General information
- Type: Powered parachute
- National origin: United States
- Manufacturer: Emerald Coast Aircraft
- Status: Production completed

History
- Introduction date: 2000

= Emerald Coast XL2 Sport =

American powered parachute

The Emerald Coast XL2 Sport is an American powered parachute that was designed and produced by Emerald Coast Aircraft.

The aircraft is no longer in production.

==Design and development==
The aircraft was designed as a US FAR 103 Ultralight Vehicles two-seat trainer. It features a parachute-style high-wing, two seats in tandem, tricycle landing gear and a single 50 hp Rotax 503 engine in pusher configuration.

The aircraft is built from a combination of bolted and welded 4130 steel tubing. In flight steering is accomplished via foot pedals that actuate the canopy brakes via a 2:1 ratio block system, creating roll and yaw. On the ground the aircraft has lever-controlled nosewheel steering.
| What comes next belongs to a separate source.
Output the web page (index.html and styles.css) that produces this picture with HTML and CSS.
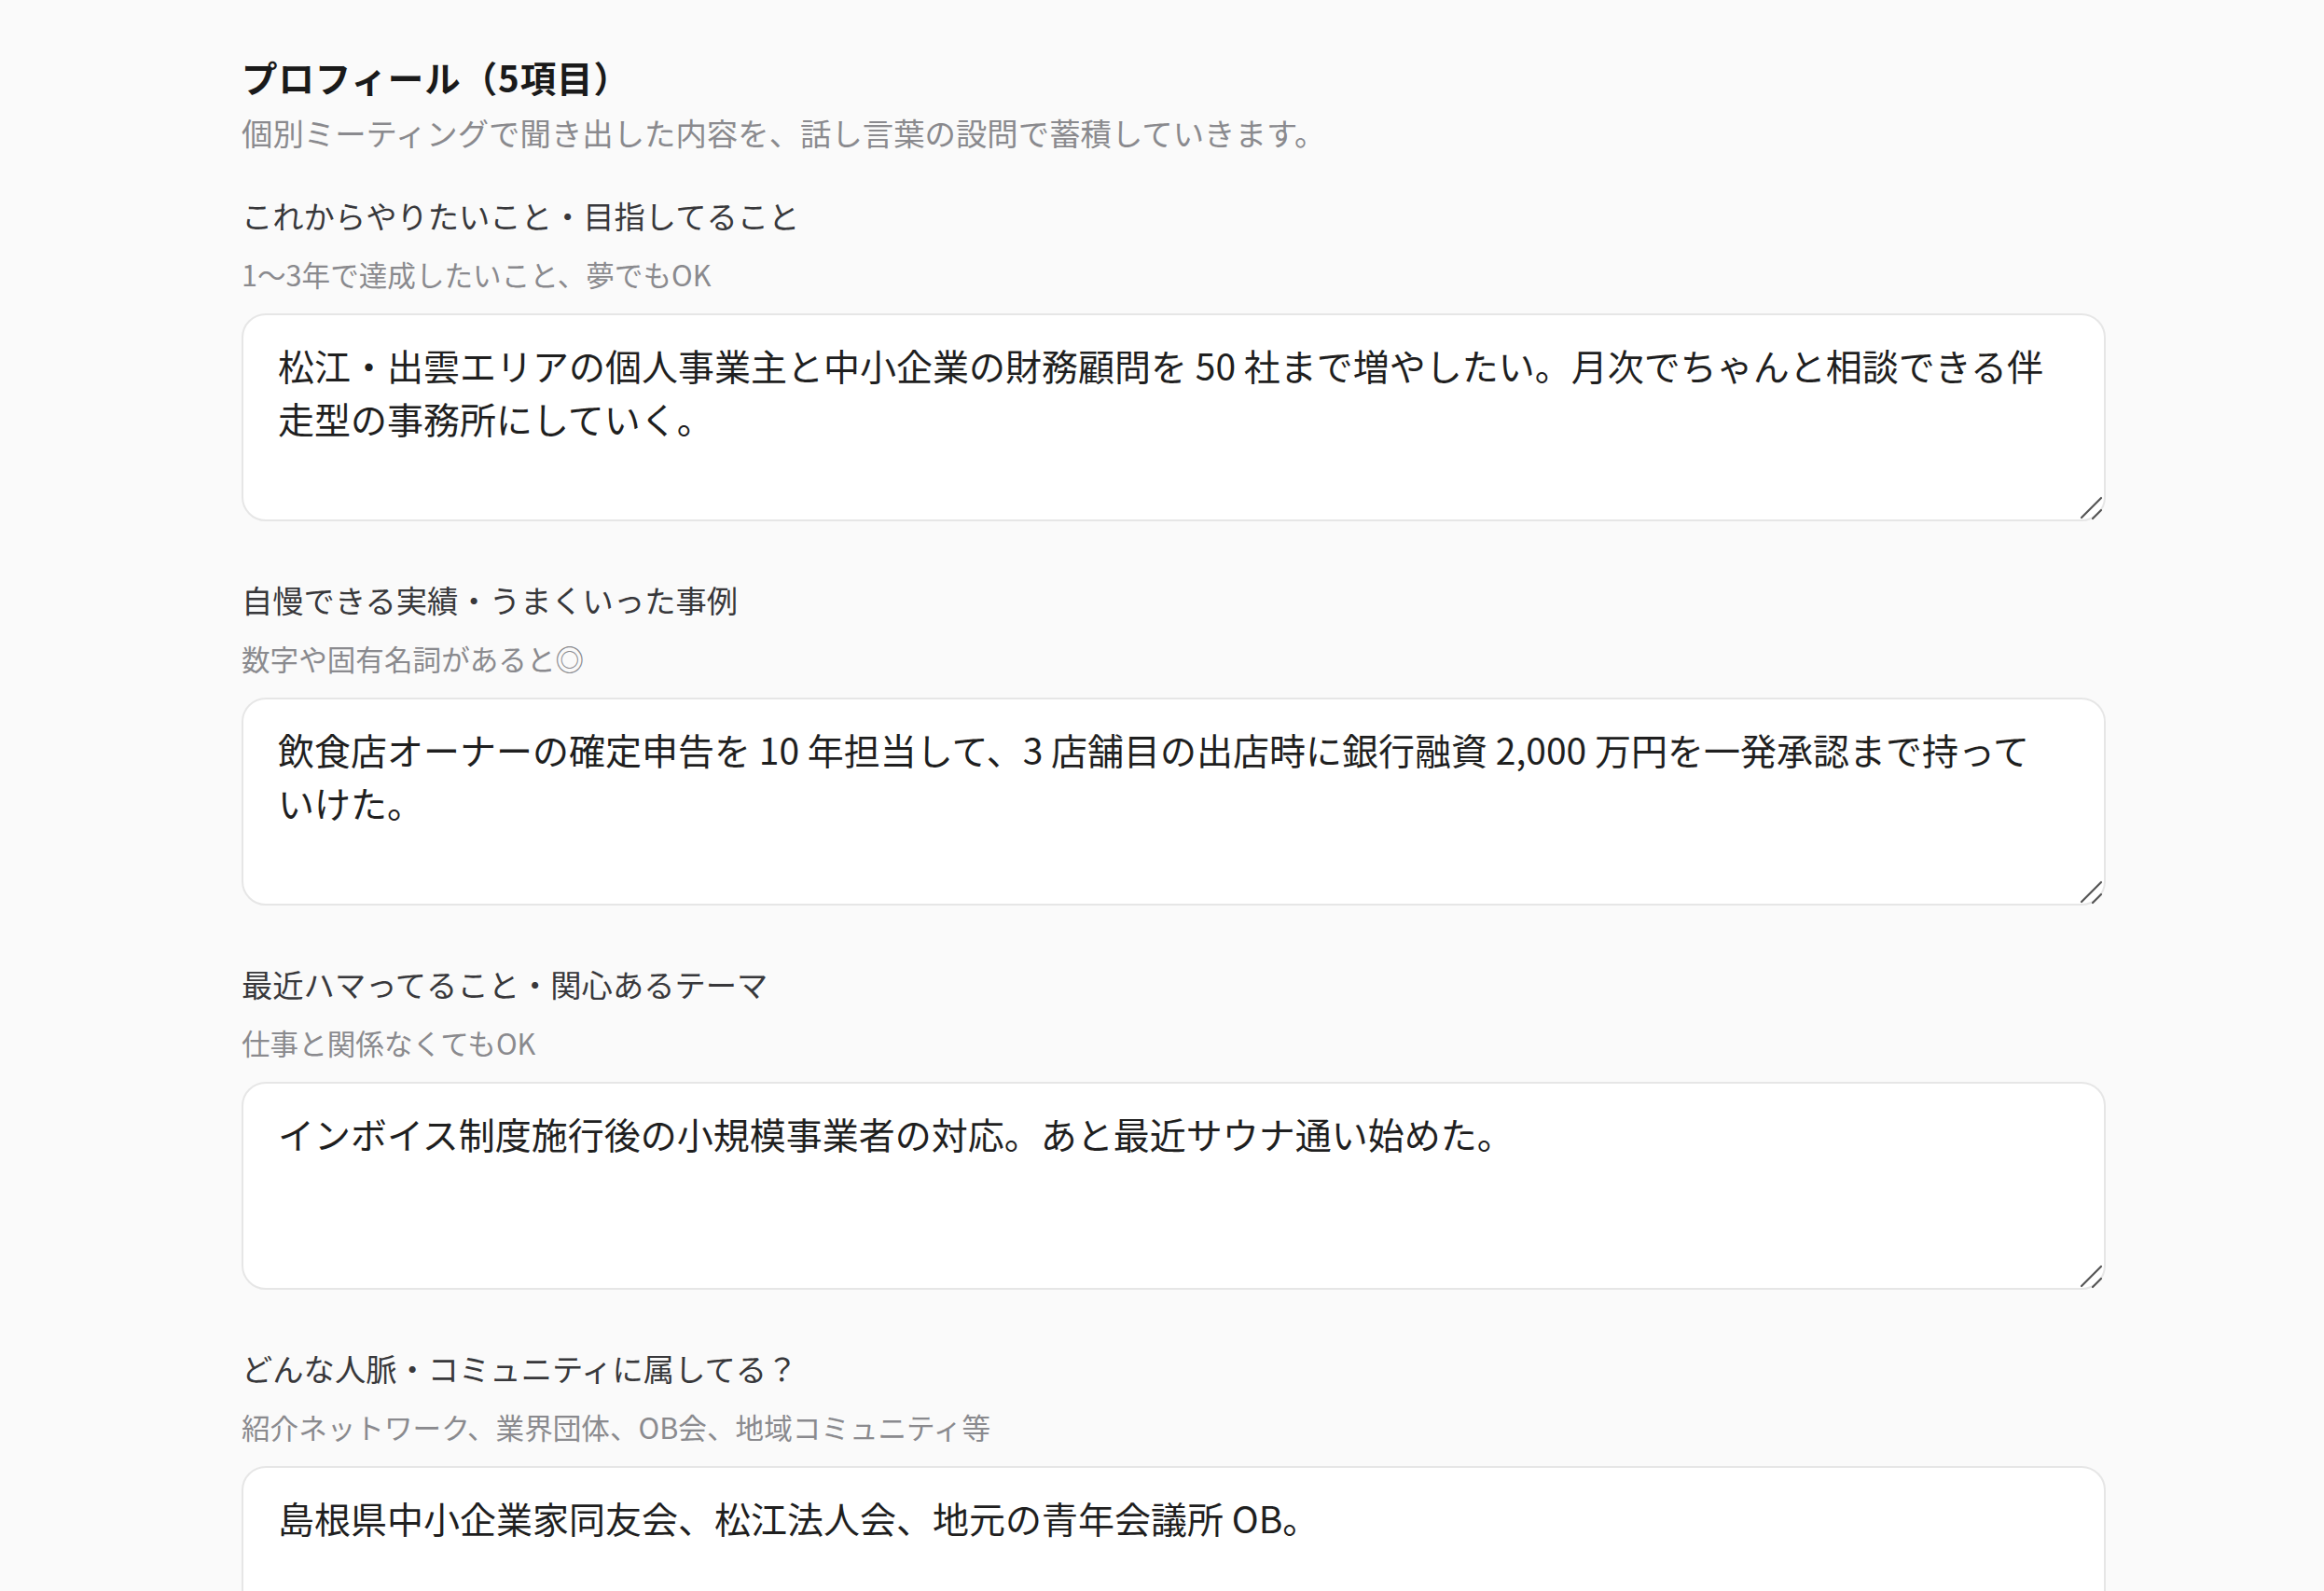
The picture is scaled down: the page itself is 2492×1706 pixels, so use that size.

The main landing gear incorporates sprung steel landing gear with large tundra tires.

When it was in production the XL2 was supplied in a number of forms. It could be purchased as a fully assembled and test flown aircraft, for US$ 9000 in 2003. It was also available as a just the basic carriage for US$3000 in 2003, with the buyer supplying his or her own canopy, instruments, engine and propeller. The company also built custom versions to order.